There was just one more check point to go, so 2 more sections and both around 3 miles each. I tired to pick up the pace and covered the next 3 miles section in 40 minutes, considering the time taken to open gates and spot the course I was flying. It was a case of open and close the gate, scan around for the next marker or find the path, run and repeat.
CP9 was in a village. I ran down the road looking found the marshal sitting in his car. He congratulated me on getting so far, I was waiting for the but you can’t continue. He checked I was ok and then asked if I had GPS so I didn’t get lost. Therefore, cautiously I started the next section, checking and double checking I was on the right track. However, no need to be concerned. The course was well marked and flat by comparison.
As I looked behind I caught a slight of a couple of head torches bobbing along. With no reference point I could not tell if they where 1 mile away or 100m. I was not taking any chances. I had worked to hard to give up places now, so I went for it.
As I came up the path into the village I could see someone ahead. I felt a bit bad overtaking someone with a mile to go so I slowed. They where frantically looking at the map as we entered the village. I ran slightly ahead to encourage them to run with me. However, when I looked behind they where walking so I left them. The thought of getting caught by someone else at this late stage spurred me on.
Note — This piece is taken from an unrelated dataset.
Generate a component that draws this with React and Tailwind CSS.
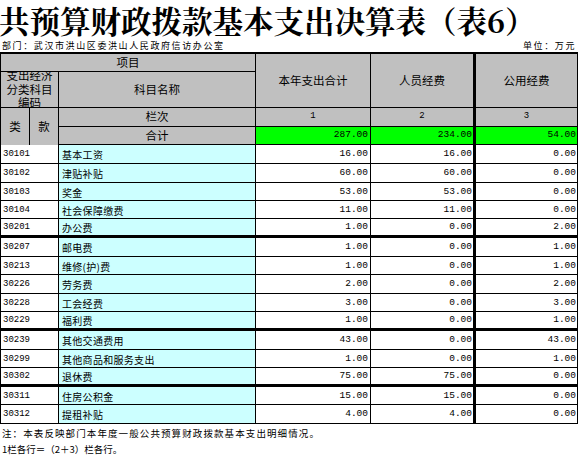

I entered the grounds on the centre and ran around the taped route and cross the finish line. Strangely even though I had been up since 5:00am, had run with the earlier mistakes 54.55 miles, and it was nearly 10:00pm, I was in good shape and felt like I could have continued.
My new nutrition plan and products, Mulebar, seemed to have made a massive difference. The last 50+ mile ultra I did I felt terrible afterwards and could barely walk to the car let alone consider going any futher.
I called my wife. Got a rather nice meal from the canteen, showed and went to bed. The next morning I was a bit achy, packed my stuff and made my way home. Another great event by the MCN team and looking forward to the next one in December.